Dataset excerpt =
┏━━

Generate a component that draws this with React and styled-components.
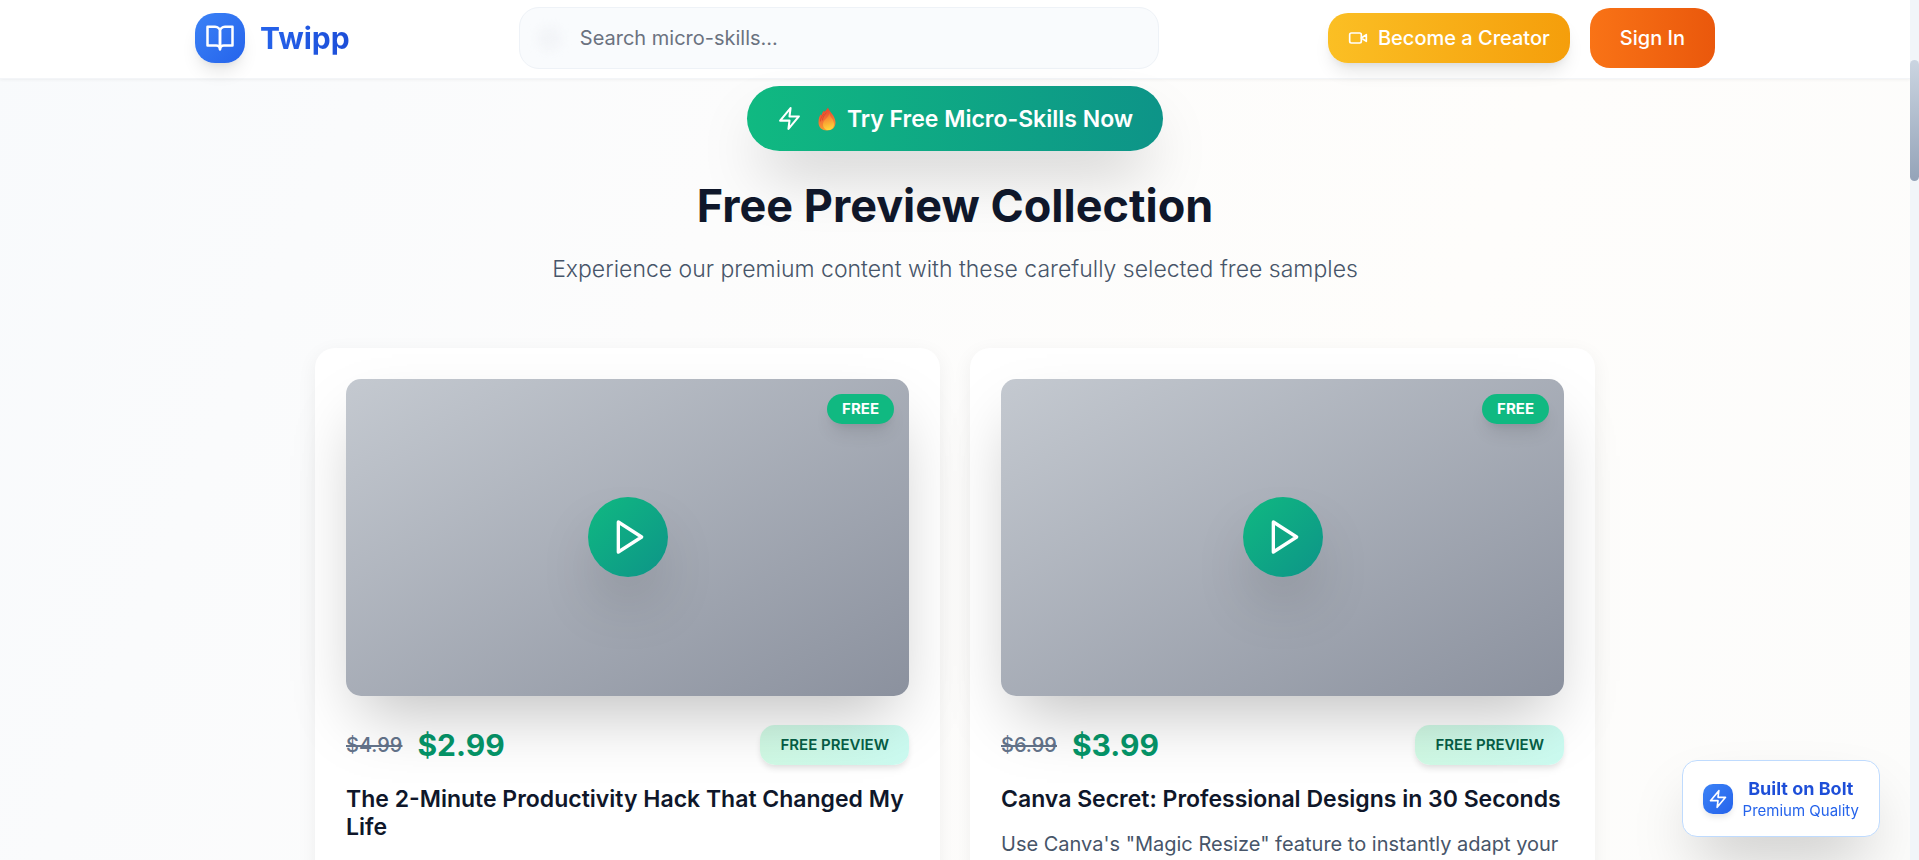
import React from 'react';
import styled, { createGlobalStyle } from 'styled-components';

const GlobalStyle = createGlobalStyle`
  *, *::before, *::after { box-sizing: border-box; }
  body { margin: 0; font-family: Inter, "Liberation Sans", sans-serif; color: #0f172a; }
  h2, h3, p { margin: 0; }
  button, input { font-family: inherit; }
  button { border: 0; cursor: pointer; }
`;

const softShadow = '0 12px 18px -4px rgba(0,0,0,.1), 0 5px 8px -5px rgba(0,0,0,.1)';
const deepShadow = '0 31px 62px -15px rgba(0, 0, 0, 0.25)';

const Page = styled.div`
  height: 100vh;
  overflow: hidden;
  padding-right: 9px;
  background: linear-gradient(112deg, #f8fafc 0%, #fcfcfc 35%, #fefdfb 70%, #fcfcfb 100%);
`;

const Header = styled.header`
  height: 79px;
  padding: 0 40px;
  background: rgba(255, 255, 255, 0.95);
  border-bottom: 1px solid #f3f5f8;
  box-shadow: 0 1px 3px rgba(0, 0, 0, 0.05);
`;

const HeaderInner = styled.div`
  display: flex;
  align-items: center;
  justify-content: space-between;
  max-width: 1520px;
  height: 76px;
  margin: 0 auto;
`;

const Brand = styled.a`
  display: flex;
  align-items: center;
  gap: 15px;
  text-decoration: none;
`;

const IconTile = styled.span`
  display: flex;
  align-items: center;
  justify-content: center;
  flex: none;
  width: ${(p) => p.$size}px;
  height: ${(p) => p.$size}px;
  border-radius: ${(p) => p.$radius}px;
  color: #fff;
  background: linear-gradient(135deg, #3b82f6, #2563eb);
  box-shadow: ${(p) => p.$shadow};
`;

const GradientText = styled.span`
  font-size: ${(p) => p.$size}px;
  line-height: ${(p) => p.$line}px;
  font-weight: 700;
  color: transparent;
  background: linear-gradient(90deg, ${(p) => p.$from || '#2563eb'}, #1d4ed8);
  background-clip: text;
  -webkit-background-clip: text;
`;

const SearchForm = styled.form`
  display: flex;
  align-items: center;
  gap: 18px;
  flex: 0 1 640px;
  height: 62px;
  padding: 0 20px 0 17px;
  border: 1px solid #eef2f7;
  border-radius: 20px;
  background: #f9fbfd;
`;

const SearchGlow = styled.span`
  flex: none;
  width: 25px;
  height: 25px;
  border-radius: 50%;
  background: #f3f5f8;
  filter: blur(4px);
`;

const SearchInput = styled.input`
  flex: 1;
  min-width: 0;
  padding: 0;
  border: 0;
  outline: 0;
  background: transparent;
  font-size: 20px;
  line-height: 30px;
  &::placeholder { color: #6b7280; opacity: 1; }
`;

const Actions = styled.div`
  display: flex;
  align-items: center;
  gap: 20px;
`;

const ActionButton = styled.button`
  display: flex;
  align-items: center;
  gap: 10px;
  height: ${(p) => (p.$primary ? 60 : 50)}px;
  padding: 0 ${(p) => (p.$primary ? 30 : 20)}px;
  border-radius: 20px;
  color: #fff;
  font-size: 20px;
  font-weight: 500;
  white-space: nowrap;
  background: ${(p) =>
    p.$primary
      ? 'linear-gradient(90deg, #f97316, #ea580c)'
      : 'linear-gradient(90deg, #fbbf24, #f59e0b)'};
  box-shadow: ${(p) => (p.$primary ? 'none' : softShadow)};
`;

const Main = styled.main`
  display: flex;
  flex-direction: column;
  align-items: center;
  padding: 7px 40px 0;
`;

const TryButton = styled.button`
  display: flex;
  align-items: center;
  gap: 15px;
  height: 65px;
  padding: 0 30px;
  border-radius: 33px;
  color: #fff;
  font-size: 23px;
  font-weight: 600;
  background: linear-gradient(90deg, #10b981, #0d9488);
  box-shadow: ${deepShadow};
`;

const TryLabel = styled.span`
  display: flex;
  align-items: center;
  gap: 10px;
`;

const Title = styled.h2`
  margin-top: 30px;
  font-size: 45px;
  line-height: 50px;
  font-weight: 700;
`;

const Subtitle = styled.p`
  margin-top: 20px;
  font-size: 23px;
  line-height: 37px;
  font-weight: 300;
  color: #475569;
`;

const Grid = styled.div`
  display: grid;
  grid-template-columns: repeat(2, minmax(0, 1fr));
  gap: 30px;
  width: 100%;
  max-width: 1280px;
  margin-top: 60px;
`;

const Card = styled.article`
  padding: 31px;
  min-height: 600px;
  border-radius: 20px;
  background: #fff;
  box-shadow: 0 5px 20px rgba(0, 0, 0, 0.06);
`;

const Thumb = styled.div`
  position: relative;
  display: flex;
  align-items: center;
  justify-content: center;
  aspect-ratio: 16 / 9;
  border-radius: 15px;
  background: linear-gradient(to bottom right, #c4c9d0, #8b919e);
  box-shadow: ${deepShadow};
`;

const FreeBadge = styled.span`
  position: absolute;
  top: 15px;
  right: 15px;
  padding: 5px 15px;
  border-radius: 15px;
  color: #fff;
  background: #10b981;
  font-size: 15px;
  line-height: 20px;
  font-weight: 700;
  box-shadow: ${softShadow};
`;

const PlayButton = styled.button`
  display: flex;
  align-items: center;
  justify-content: center;
  width: 80px;
  height: 80px;
  padding: 0 0 0 5px;
  border-radius: 50%;
  color: #fff;
  background: linear-gradient(135deg, #10b981, #0d9488);
  box-shadow: ${deepShadow};
`;

const PriceRow = styled.div`
  display: flex;
  align-items: center;
  gap: 15px;
  margin-top: 29px;
`;

const OldPrice = styled.s`
  font-size: 20px;
  line-height: 30px;
  font-weight: 500;
  color: #64748b;
`;

const Price = styled.strong`
  flex: 1;
  font-size: 30px;
  line-height: 40px;
  font-weight: 700;
  color: #059669;
`;

const PreviewTag = styled.span`
  padding: 10px 20px;
  border-radius: 15px;
  color: #065f46;
  background: linear-gradient(90deg, #d1fae5, #ccfbf1);
  font-size: 15px;
  line-height: 20px;
  font-weight: 600;
  box-shadow: 0 4px 6px -1px rgba(0, 0, 0, 0.12);
`;

const CardTitle = styled.h3`
  margin-top: 20px;
  font-size: 23px;
  line-height: 28px;
  font-weight: 600;
`;

const CardText = styled.p`
  margin-top: 15px;
  font-size: 20px;
  line-height: 33px;
  color: #475569;
`;

const BoltCard = styled.a`
  position: fixed;
  right: 39px;
  bottom: 23px;
  display: flex;
  align-items: center;
  gap: 10px;
  padding: 15px 20px;
  border: 1px solid #bfdbfe;
  border-radius: 15px;
  background: #fff;
  text-decoration: none;
  box-shadow: ${deepShadow};
`;

const BoltText = styled.span`
  display: flex;
  flex-direction: column;
  align-items: center;
`;

const BoltNote = styled.span`
  font-size: 15px;
  line-height: 20px;
  color: #2563eb;
`;

const ScrollTrack = styled.div`
  position: fixed;
  top: 0;
  right: 0;
  bottom: 0;
  width: 9px;
  padding-top: 60px;
  background: #f1f5f9;
`;

const ScrollThumb = styled.div`
  height: 121px;
  border-radius: 5px;
  background: linear-gradient(180deg, #cbd5e1, #94a3b8);
`;

const LineIcon = ({ size, children }) => (
  <svg
    width={size}
    height={size}
    viewBox="0 0 24 24"
    fill="none"
    stroke="currentColor"
    strokeWidth="2"
    strokeLinecap="round"
    strokeLinejoin="round"
    aria-hidden="true"
  >
    {children}
  </svg>
);

const BookIcon = ({ size }) => (
  <LineIcon size={size}>
    <path d="M2 3h6a4 4 0 0 1 4 4v14a3 3 0 0 0-3-3H2z" />
    <path d="M22 3h-6a4 4 0 0 0-4 4v14a3 3 0 0 1 3-3h7z" />
  </LineIcon>
);

const VideoIcon = ({ size }) => (
  <LineIcon size={size}>
    <path d="m22 8-6 4 6 4V8Z" />
    <rect x="2" y="6" width="14" height="12" rx="2" />
  </LineIcon>
);

const ZapIcon = ({ size }) => (
  <LineIcon size={size}>
    <polygon points="13 2 3 14 12 14 11 22 21 10 12 10 13 2" />
  </LineIcon>
);

const PlayIcon = ({ size }) => (
  <LineIcon size={size}>
    <polygon points="5 3 19 12 5 21 5 3" />
  </LineIcon>
);

const Flame = () => (
  <svg width="20" height="24" viewBox="-1 0 20 24" aria-hidden="true">
    <defs>
      <linearGradient id="flameOuter" x1="0.4" y1="0" x2="0.6" y2="1">
        <stop offset="0" stopColor="#e8402f" />
        <stop offset="0.6" stopColor="#f37a35" />
        <stop offset="1" stopColor="#f9a32f" />
      </linearGradient>
      <linearGradient id="flameInner" x1="0.4" y1="0" x2="0.6" y2="1">
        <stop offset="0" stopColor="#f5702f" />
        <stop offset="0.6" stopColor="#fbb034" />
        <stop offset="1" stopColor="#ffdb3d" />
      </linearGradient>
    </defs>
    <path d="M10 0.500C10.500 4 17.500 8.500 17.500 15.500C17.500 20.500 14 23.500 9 23.500C4 23.500 0.500 20.500 0.500 15.500C0.500 11.500 1.400 9 2.800 7.200C3 7.900 3.200 8.200 3.500 8.400C3.800 6.500 4.800 4.800 6 3.800C6.200 4.300 6.400 4.600 6.800 4.800C7.800 3.500 9 2.300 10 0.500Z" fill="url(#flameOuter)" />
    <path d="M2.500 14C2.500 11 4 9 5.500 7.500M4.500 13C4.500 10 6.500 8 8 6" fill="none" stroke="#d9432f" strokeWidth="0.800" strokeLinecap="round" />
    <path d="M11.500 6.500C12 10 16 12.500 16 17C16 21 13 23 10.300 23C7.500 23 5 21 5 17.500C5 13 9.800 11.500 11.500 6.500Z" fill="url(#flameInner)" />
  </svg>
);

const courses = [
  {
    title: 'The 2-Minute Productivity Hack That Changed My Life',
    oldPrice: '$4.99',
    price: '$2.99',
  },
  {
    title: 'Canva Secret: Professional Designs in 30 Seconds',
    oldPrice: '$6.99',
    price: '$3.99',
    text: 'Use Canva\'s "Magic Resize" feature to instantly adapt your',
  },
];

export default function App() {
  return (
    <Page>
      <GlobalStyle />
      <Header>
        <HeaderInner>
          <Brand href="#">
            <IconTile $size={50} $radius={20} $shadow={softShadow}>
              <BookIcon size={30} />
            </IconTile>
            <GradientText $size={30} $line={40}>Twipp</GradientText>
          </Brand>
          <SearchForm role="search">
            <SearchGlow />
            <SearchInput type="search" placeholder="Search micro-skills..." aria-label="Search micro-skills" />
          </SearchForm>
          <Actions>
            <ActionButton type="button">
              <VideoIcon size={20} />
              Become a Creator
            </ActionButton>
            <ActionButton type="button" $primary>Sign In</ActionButton>
          </Actions>
        </HeaderInner>
      </Header>
      <Main>
        <TryButton type="button">
          <ZapIcon size={25} />
          <TryLabel>
            <Flame />
            Try Free Micro-Skills Now
          </TryLabel>
        </TryButton>
        <Title>Free Preview Collection</Title>
        <Subtitle>Experience our premium content with these carefully selected free samples</Subtitle>
        <Grid>
          {courses.map((course) => (
            <Card key={course.title}>
              <Thumb>
                <FreeBadge>FREE</FreeBadge>
                <PlayButton type="button" aria-label={`Play ${course.title}`}>
                  <PlayIcon size={40} />
                </PlayButton>
              </Thumb>
              <PriceRow>
                <OldPrice>{course.oldPrice}</OldPrice>
                <Price>{course.price}</Price>
                <PreviewTag>FREE PREVIEW</PreviewTag>
              </PriceRow>
              <CardTitle>{course.title}</CardTitle>
              {course.text && <CardText>{course.text}</CardText>}
            </Card>
          ))}
        </Grid>
      </Main>
      <BoltCard href="#">
        <IconTile $size={30} $radius={10} $shadow="0 4px 6px -1px rgba(0,0,0,.1)">
          <ZapIcon size={20} />
        </IconTile>
        <BoltText>
          <GradientText $size={18} $line={25} $from="#1d4ed8">Built on Bolt</GradientText>
          <BoltNote>Premium Quality</BoltNote>
        </BoltText>
      </BoltCard>
      <ScrollTrack aria-hidden="true">
        <ScrollThumb />
      </ScrollTrack>
    </Page>
  );
}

┗━━

Description of the task =
Pictures are excluded: retype only the lines from the beginning of the listing above through the line with "const deepShadow = '0", both included.

Written reply =
Generate a component that draws this with React and styled-components.
import React from 'react';
import styled, { createGlobalStyle } from 'styled-components';

const GlobalStyle = createGlobalStyle`
  *, *::before, *::after { box-sizing: border-box; }
  body { margin: 0; font-family: Inter, "Liberation Sans", sans-serif; color: #0f172a; }
  h2, h3, p { margin: 0; }
  button, input { font-family: inherit; }
  button { border: 0; cursor: pointer; }
`;

const softShadow = '0 12px 18px -4px rgba(0,0,0,.1), 0 5px 8px -5px rgba(0,0,0,.1)';
const deepShadow = '0 31px 62px -15px rgba(0, 0, 0, 0.25)';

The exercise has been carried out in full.